Ich hab irgendwo mal gehört/gelesen dass man durch die verkleinerung der wlan-Paketgröße bessere Datendurchsatzraten bzw höhere Konnektivität erreichen kann!

Hat wer ne Ahnung wie das geht?

OS: Win Vista Ult. x64, alle updates
Hardware: F!B FonWLAN7050 // Realtek  RTL8187 WLAN-Adapter (802.11b/g) [alternativ Fritz! USB-Stick]


THX im vorraus


----------



## Chron-O-John (16. April 2009)

*AW: WLAN-Paketgröße ändern*

Hmmm.. also kleinere Pakete -> mehr overhead. Also eher eine Verschlechterung. Was du machen kannst ist in Windoof "TX-Burst" einschalten das bringt manchmal was.

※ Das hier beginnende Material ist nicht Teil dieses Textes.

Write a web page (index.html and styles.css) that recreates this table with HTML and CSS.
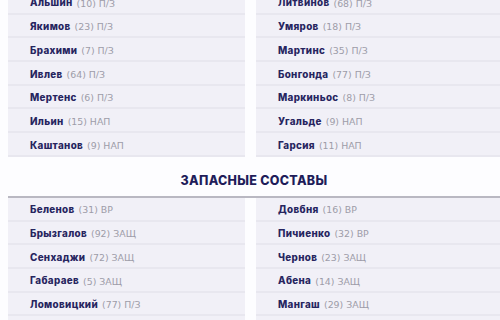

Eventuell, wenns deine Hardware unterstützt, von long auf short Preamble umschalten und Frameburst einschalten. Musst halt Testen, obs was bringt.


----------



## fr33zZe (16. April 2009)

*AW: WLAN-Paketgröße ändern*

danke mal soweit.
du meinst dass es eher ne Verschlechterung mit sich bringen würde?

jetzt wenn noch wer sagen würde wo ich diese einstellungen vornehmen kann (im Treiber hab ich se bis jetzt noch nicht gefunden...), wäre ich sehr dankbar


----------



## taks (17. April 2009)

*AW: WLAN-Paketgröße ändern*

Google soll manchmal helfen 


MTU einstellen mit Anleitung - Supernature-Forum


----------



## Lexx (17. April 2009)

*AW: WLAN-Paketgröße ändern*

SpeedGuide.net :: The Broadband Guide


----------